Book a standard loop when:
- Your crew needs simple logistics — families, fixed school breaks, or tight PTO rarely pair well with one-way flying.
- The itinerary is port-heavy in your head but sea-heavy on the map; read the day-by-day before you fall in love with a price.
- One-way airfare from your home airport is high or inconvenient — a cheap cruise plus a painful flight is not a package deal.
- You have never cruised and want a predictable first trip; a 7-night Eastern or Western Caribbean run is easier to plan. If repo math fails, our Eastern vs Western Caribbean route guide is the better next click than forcing a transatlantic fare.
Worth booking only when the dates and cabin type work for you. A bargain per night on a sailing you will resent is still a bad buy.

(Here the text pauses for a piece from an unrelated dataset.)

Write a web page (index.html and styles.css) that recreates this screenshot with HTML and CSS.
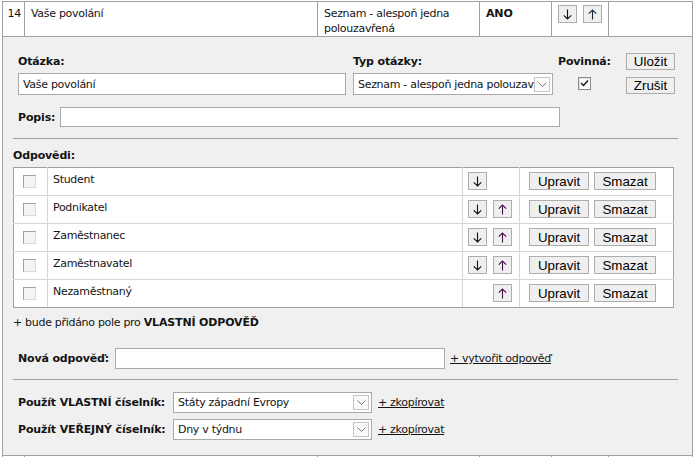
FILE: index.html
```html
<!DOCTYPE html>
<html lang="cs">
<head>
<meta charset="utf-8">
<title>Otázka</title>
<link rel="stylesheet" href="styles.css">
</head>
<body>
<table class="list">
  <colgroup>
    <col class="c-num"><col class="c-name"><col class="c-type"><col class="c-req"><col class="c-move"><col class="c-rest">
  </colgroup>
  <tr class="q-row">
    <td class="num">14</td>
    <td>Vaše povolání</td>
    <td>Seznam - alespoň jedna<br>polouzavřená</td>
    <td class="strong">ANO</td>
    <td class="move"><button class="btn arrow" aria-label="↓"><svg class="ico" width="9" height="11" viewBox="0 0 9 11"><path d="M4.5 0.5V10M0.8 6.3L4.5 10L8.2 6.3" fill="none" stroke="#111" stroke-width="1.1"/></svg></button><button class="btn arrow up" aria-label="↑"><svg class="ico" width="9" height="11" viewBox="0 0 9 11"><path d="M4.5 10.5V1M0.8 4.7L4.5 1L8.2 4.7" fill="none" stroke="#1b2a3a" stroke-width="1.1"/></svg></button></td>
    <td></td>
  </tr>
  <tr class="edit-row">
    <td colspan="6" class="edit">
      <div class="panel">
        <div class="head-grid">
          <div class="lbl">Otázka:</div>
          <div class="lbl">Typ otázky:</div>
          <div class="lbl">Povinná:</div>
          <button class="btn act">Uložit</button>
          <input class="field q-input" type="text" value="Vaše povolání">
          <div class="select type-select"><span class="sel-text">Seznam - alespoň jedna polouzavřená</span><span class="sel-btn"><svg width="9" height="5" viewBox="0 0 9 5"><polyline points="0.5,0.5 4.5,4.5 8.5,0.5" fill="none" stroke="#7a7a7a" stroke-width="1"/></svg></span></div>
          <span class="chk checked"><svg width="9" height="9" viewBox="0 0 9 9"><polyline points="1,4 3.5,6.5 8,1.5" fill="none" stroke="#111" stroke-width="1.4"/></svg></span>
          <button class="btn act second">Zrušit</button>
        </div>
        <div class="popis-row">
          <span class="lbl popis-lbl">Popis:</span>
          <input class="field popis-input" type="text" value="">
        </div>
        <div class="sep"></div>
        <div class="lbl answers-title">Odpovědi:</div>
        <table class="answers">
          <colgroup><col class="a-chk"><col class="a-text"><col class="a-move"><col class="a-act"></colgroup>
          <tr>
            <td class="cell-chk"><span class="chk off"></span></td>
            <td class="cell-text">Student</td>
            <td class="cell-move"><button class="btn arrow" aria-label="↓"><svg class="ico" width="9" height="11" viewBox="0 0 9 11"><path d="M4.5 0.5V10M0.8 6.3L4.5 10L8.2 6.3" fill="none" stroke="#111" stroke-width="1.1"/></svg></button></td>
            <td class="cell-act"><button class="btn act-sm">Upravit</button><button class="btn act-sm del">Smazat</button></td>
          </tr>
          <tr>
            <td class="cell-chk"><span class="chk off"></span></td>
            <td class="cell-text">Podnikatel</td>
            <td class="cell-move"><button class="btn arrow" aria-label="↓"><svg class="ico" width="9" height="11" viewBox="0 0 9 11"><path d="M4.5 0.5V10M0.8 6.3L4.5 10L8.2 6.3" fill="none" stroke="#111" stroke-width="1.1"/></svg></button><button class="btn arrow up" aria-label="↑"><svg class="ico" width="9" height="11" viewBox="0 0 9 11"><path d="M4.5 10.5V1M0.8 4.7L4.5 1L8.2 4.7" fill="none" stroke="#4a0f4a" stroke-width="1.1"/></svg></button></td>
            <td class="cell-act"><button class="btn act-sm">Upravit</button><button class="btn act-sm del">Smazat</button></td>
          </tr>
          <tr>
            <td class="cell-chk"><span class="chk off"></span></td>
            <td class="cell-text">Zaměstnanec</td>
            <td class="cell-move"><button class="btn arrow" aria-label="↓"><svg class="ico" width="9" height="11" viewBox="0 0 9 11"><path d="M4.5 0.5V10M0.8 6.3L4.5 10L8.2 6.3" fill="none" stroke="#111" stroke-width="1.1"/></svg></button><button class="btn arrow up" aria-label="↑"><svg class="ico" width="9" height="11" viewBox="0 0 9 11"><path d="M4.5 10.5V1M0.8 4.7L4.5 1L8.2 4.7" fill="none" stroke="#4a0f4a" stroke-width="1.1"/></svg></button></td>
            <td class="cell-act"><button class="btn act-sm">Upravit</button><button class="btn act-sm del">Smazat</button></td>
          </tr>
          <tr>
            <td class="cell-chk"><span class="chk off"></span></td>
            <td class="cell-text">Zaměstnavatel</td>
            <td class="cell-move"><button class="btn arrow" aria-label="↓"><svg class="ico" width="9" height="11" viewBox="0 0 9 11"><path d="M4.5 0.5V10M0.8 6.3L4.5 10L8.2 6.3" fill="none" stroke="#111" stroke-width="1.1"/></svg></button><button class="btn arrow up" aria-label="↑"><svg class="ico" width="9" height="11" viewBox="0 0 9 11"><path d="M4.5 10.5V1M0.8 4.7L4.5 1L8.2 4.7" fill="none" stroke="#4a0f4a" stroke-width="1.1"/></svg></button></td>
            <td class="cell-act"><button class="btn act-sm">Upravit</button><button class="btn act-sm del">Smazat</button></td>
          </tr>
          <tr>
            <td class="cell-chk"><span class="chk off"></span></td>
            <td class="cell-text">Nezaměstnaný</td>
            <td class="cell-move"><span class="arrow-gap"></span><button class="btn arrow up" aria-label="↑"><svg class="ico" width="9" height="11" viewBox="0 0 9 11"><path d="M4.5 10.5V1M0.8 4.7L4.5 1L8.2 4.7" fill="none" stroke="#4a0f4a" stroke-width="1.1"/></svg></button></td>
            <td class="cell-act"><button class="btn act-sm">Upravit</button><button class="btn act-sm del">Smazat</button></td>
          </tr>
        </table>
        <div class="note">+ bude přidáno pole pro <b>VLASTNÍ ODPOVĚĎ</b></div>
        <div class="form-row new-row">
          <span class="lbl new-lbl">Nová odpověď:</span>
          <input class="field new-input" type="text" value="">
          <a class="link" href="#">+ vytvořit odpověď</a>
        </div>
        <div class="sep sep2"></div>
        <div class="form-row dict-row">
          <span class="lbl dict-lbl">Použít VLASTNÍ číselník:</span>
          <div class="select dict-select"><span class="sel-text">Státy západní Evropy</span><span class="sel-btn"><svg width="9" height="5" viewBox="0 0 9 5"><polyline points="0.5,0.5 4.5,4.5 8.5,0.5" fill="none" stroke="#7a7a7a" stroke-width="1"/></svg></span></div>
          <a class="link" href="#">+ zkopírovat</a>
        </div>
        <div class="form-row dict-row second-dict">
          <span class="lbl dict-lbl">Použít VEŘEJNÝ číselník:</span>
          <div class="select dict-select"><span class="sel-text">Dny v týdnu</span><span class="sel-btn"><svg width="9" height="5" viewBox="0 0 9 5"><polyline points="0.5,0.5 4.5,4.5 8.5,0.5" fill="none" stroke="#7a7a7a" stroke-width="1"/></svg></span></div>
          <a class="link" href="#">+ zkopírovat</a>
        </div>
      </div>
    </td>
  </tr>
  <tr class="q-row next-row">
    <td></td><td></td><td></td><td></td><td></td><td></td>
  </tr>
</table>
</body>
</html>
```
FILE: styles.css
```css
html, body {
  margin: 0;
  padding: 0;
  background: #ffffff;
}
body {
  font-family: "DejaVu Sans", sans-serif;
  font-size: 11px;
  line-height: 15px;
  letter-spacing: -0.3px;
  color: #141414;
}
b, .strong, .lbl { font-weight: bold; letter-spacing: -0.15px; }
.list {
  border-collapse: collapse;
  table-layout: fixed;
  width: 690px;
  margin: 1px 0 0 2px;
}
.c-num { width: 22px; }
.c-name { width: 293px; }
.c-type { width: 162px; }
.c-req { width: 72px; }
.c-move { width: 57px; }
.c-rest { width: 84px; }
.list > tbody > tr > td {
  border: 1px solid #a0a0a0;
  padding: 4px 6px 0 6px;
  vertical-align: top;
}
.q-row > td { height: 35px; box-sizing: border-box; }
.list td.num { text-align: right; padding-right: 3px; padding-left: 0; }
.list td.move { padding: 3px 0 0 6px; }
.list td.edit { padding: 0; }
.next-row > td { height: 20px; }

.panel {
  background: #f0f0f0;
  padding: 15px 12px 15px 10px;
}

.lbl { color: #141414; }

.head-grid {
  margin-left: 5px;
  display: grid;
  grid-template-columns: 335px 205px 68px 49px;
  grid-template-rows: 18px 22px;
  row-gap: 3px;
  align-items: center;
}

.btn {
  font-family: "Liberation Sans", Arial, sans-serif;
  font-size: 13.33px;
  line-height: 15px;
  letter-spacing: 0;
  color: #000;
  background: #efefef;
  border: 1px solid #adadad;
  border-radius: 0;
  padding: 0;
  margin: 0;
  box-sizing: border-box;
  height: 18px;
  text-align: center;
  vertical-align: top;
}
.btn.act { width: 49px; height: 17px; }
.btn.act.second { align-self: start; margin-top: 4px; }
.btn.arrow {
  width: 19px;
  margin-right: 6px;
  display: inline-flex;
  align-items: center;
  justify-content: center;
}
.ico { display: block; }
.arrow-gap { display: inline-block; width: 25px; height: 18px; vertical-align: top; }
.btn.act-sm { height: 18px; width: 60px; margin-right: 5px; }
.btn.act-sm.del { width: 62px; margin-right: 0; }

.field {
  font-family: inherit;
  font-size: 11px;
  letter-spacing: -0.3px;
  color: #141414;
  background: #fff;
  border: 1px solid #a9a9a9;
  box-sizing: border-box;
  margin: 0;
  padding: 0 4px;
  outline: none;
}
.q-input { width: 328px; height: 22px; }

.select {
  display: flex;
  align-items: center;
  background: #fff;
  border: 1px solid #a9a9a9;
  box-sizing: border-box;
  overflow: hidden;
}
.sel-text {
  flex: 1;
  white-space: nowrap;
  overflow: hidden;
  padding-left: 4px;
}
.sel-btn {
  flex: none;
  width: 16px;
  height: 15px;
  margin-right: 2px;
  border: 1px solid #c6c6c6;
  box-sizing: border-box;
  display: flex;
  align-items: center;
  justify-content: center;
  background: #fafafa;
}
.type-select { width: 200px; height: 22px; }

.chk {
  display: inline-block;
  width: 13px;
  height: 13px;
  box-sizing: border-box;
}
.chk.checked {
  margin-left: 20px;
  margin-top: -1px;
  border: 1px solid #8c8c8c;
  background: #fff;
  display: flex;
  align-items: center;
  justify-content: center;
  box-shadow: inset 1px 1px 0 #e2e2e2;
}
.chk.off {
  border-style: solid;
  border-width: 1px;
  border-color: #a0a0a0 #dadada #dadada #a0a0a0;
  background: #f4f4f4;
}

.popis-row {
  margin: 12px 0 0 5px;
  display: flex;
  align-items: center;
}
.popis-lbl { width: 42px; }
.popis-input { width: 500px; height: 20px; }

.sep {
  margin-top: 11px;
  width: 665px;
  border-top: 1px solid #a0a0a0;
}
.answers-title { margin-top: 9px; }

.answers {
  margin-top: 4px;
  width: 660px;
  border-collapse: collapse;
  table-layout: fixed;
  background: #fff;
  border: 1px solid #a0a0a0;
}
.a-chk { width: 34px; }
.a-text { width: 415px; }
.a-move { width: 57px; }
.a-act { width: 154px; }
.answers td {
  border: 1px solid #d6d6d6;
  height: 28px;
  box-sizing: border-box;
  vertical-align: top;
  padding: 0;
}
.answers tr:first-child td { border-top: 1px solid #a0a0a0; }
.answers tr:last-child td { border-bottom: 1px solid #a0a0a0; }
.answers td:first-child { border-left: 1px solid #a0a0a0; }
.answers td:last-child { border-right: 1px solid #a0a0a0; }
.cell-chk { padding: 7px 0 0 9px !important; }
.cell-text { padding: 4px 5px 0 5px !important; }
.cell-move { padding: 4px 0 0 5px !important; }
.cell-act { padding: 4px 0 0 9px !important; }

.note { margin-top: 7px; }

.form-row {
  display: flex;
  align-items: center;
  margin-left: 5px;
}
.new-row { margin-top: 18px; }
.new-lbl { width: 97px; }
.new-input { width: 330px; height: 21px; }
.link {
  color: #141414;
  text-decoration: underline;
  margin-left: 5px;
}
.sep2 { margin-top: 10px; }
.dict-row { margin-top: 12px; }
.second-dict { margin-top: 6px; }
.dict-lbl { width: 155px; }
.dict-select { width: 199px; height: 21px; }
.dict-row .link { margin-left: 6px; }
```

Sample fares we are seeing
On our May 27, 2026 check, 61 repositioning sailings in the Caribbean region showed lead-ins from about $1,479 per person landed. Besides the Norwegian Viva Barcelona sample above, we also saw Norwegian Viva from Lisbon (13 nights, about $1,489, roughly $115 per night) and Holland America Nieuw Statendam from Fort Lauderdale (13 nights, about $1,504, roughly $116 per night).
Those are snapshots — prices move with cabin type and demand. Use them as anchors for your spreadsheet, not promises at checkout. Open each sailing for your dates, run the one-way flight math, and compare to a round-trip week from home before you commit.
Repositioning sailings worth pricing now
The headline price on a repositioning fare is the opening bid, not the final answer. Lines need to move the ship; you need to know whether your total trip cost beats a familiar loop after travel.
Search repositioning sailings that match your dates, add one-way flights and hotels, and compare price per night to a standard Caribbean week from your homeport. If the numbers still win and you genuinely want the sea days, book it. If the math collapses once travel is in, walk away — a standard sailing is not a consolation prize.
Run the sheet on the fare once, and let the total decide — not the per-night tile alone.